Meditations from Ezekiel: 10. Prophetic Action
Ezek 4:1 Now, son of man, take a clay tablet, put it in front of you and draw the city of Jerusalem on it.
Ezekiel’s Circumstances: I don’t know about you but sometimes I have the picture of an Old Testament prophet as someone who stood on a hillside, say, and shouted out to the world God’s word. As far as Ezekiel is concerned you can’t get further from that picture. So far in all that we have read in the first three chapters, he hasn’t actually had a word to convey to the people. Now we read God’s first instructions to him to convey His heart and His intentions to the exiles around him. We read previously that he has a house. Possibly he shares it with others, possibly even a wife, we can’t be certain at this point. Certainly we know that some 6 or 7 years later he had a wife and she died on the same day that the Temple in Jerusalem was destroyed (see ch.25, esp. 24:18). Whether she came with him from Israel or he met her in Babylon and they married there, we don’t know.
His house: We mention his house because that was where he had been told to go (3:24), where he would remain silent until the Lord spoke a word to him. It could be just inside the house or in a small square or courtyard perhaps, immediately outside the front door, both places where he could be easily visible.. Now it is probable that in exile the Jews would be in and out of each others houses comforting and helping one another in this new life. They would know about Ezekiel and would see what he was doing and would no doubt gossip about him for his actions are about to become strange.
Modelling Prophecy: God’s word comes to him in his house: “Now, son of man, take a clay tablet, put it in front of you and draw the city of Jerusalem on it.
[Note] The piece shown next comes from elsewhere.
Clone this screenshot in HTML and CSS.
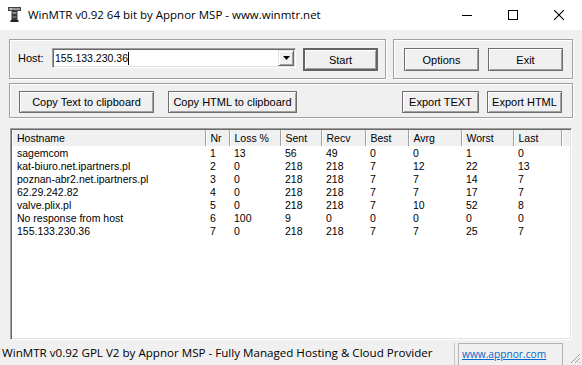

Then lay siege to it: Erect siege works against it, build a ramp up to it, set up camps against it and put battering rams around it.” (1,2) He is to take a large common building block, the sort often used in Babylon, and on it engrave details of Jerusalem so that it was obvious to all those who had come from there what it was. Somehow, either by further models or in the sand, he was to portray the city being besieged by an invading army. Having done that, he was then told, “take an iron pan, place it as an iron wall between you and the city and turn your face toward it. It will be under siege, and you shall besiege it. This will be a sign to the house of Israel.” (v.3) This pan would probably be a griddle pan used as a hotplate for baking bread. The point was that it was to appear as a dividing wall between him and the besieged city. The simplest interpretation of that is that there would be a wall between the city and God representing the unchangeable nature of His intents for the city.
Static Action Prophecy: Now comes the difficult part for Ezekiel; he is to act out something: “Then lie on your left side and put the sin of the house of Israel upon yourself. You are to bear their sin for the number of days you lie on your side. I have assigned you the same number of days as the years of their sin. So for 390 days you will bear the sin of the house of Israel.” (v.4,5) No doubt he could get up to feed, go to the toilet etc. but for the rest of the time he was to lie down, clearly visible to the other exiles and carry on doing this for over a year!
The reason for the number 390 is unclear. Israel had existed as the northern kingdom for approx 208 years and Judah for approx 343 years, from the end of Solomon’s reign to the destruction of first Samaria and then Jerusalem. If we add on years of exile until return and re-establishing of relationship with the Lord, we may have that sort of figure. He is to do the same thing for the house of Judah: “After you have finished this, lie down again, this time on your right side, and bear the sin of the house of Judah. I have assigned you 40 days, a day for each year.” (v.6) Again the reason for the period of 40 years is unclear. More than this he is to, “Turn your face toward the siege of Jerusalem and with bared arm prophesy against her.” (v.7) In this strange way he is to convey for some 14 months this picture of the Lord’s intentions against Jerusalem. Day after day, week after week, and month after month, so this would carry on and so more and more gossip would go around the exiles of what this crazy man was doing while everyone else got on with their lives in this new land.
God’s Enabling: To enable him to do this the Lord explains, “I will tie you up with ropes so that you cannot turn from one side to the other until you have finished the days of your siege.” (v.8) There again is this reference to being tied up and this time it is quite clear that it will be a work of God. Now if it means he was literally paralyzed and could not move from that spot for that period, it creates an even more horrific picture for he would need to rely entirely on others to feed him and generally care for him. This would make him an even greater subject of gossip. Whether it was literal paralysis or enabling him to lie there for most of the day, it is a feat of endurance and one which will cause the tongues of the exiles to chatter. One way or another this picture of this crazy prophet prophesying against a besieged Jerusalem would go forth. No, not the picture of a prophet on a hillside!
And Us? There is little here that we can identify with. We can admire Ezekiel for his patient endurance to declare the will of God and maybe be challenged whether we have the steadfastness that he displayed, in persevering with our faith when times are difficult. And maybe we can be thankful that we are not a prophet with such a calling!!!! Nevertheless we do have a calling to be steadfast while all around us turn away from the Lord, and so in that sense we may not be so far away from this lonely exile. Finally, we should remember that the Lord enabled Ezekiel to do this, and He will enable us likewise.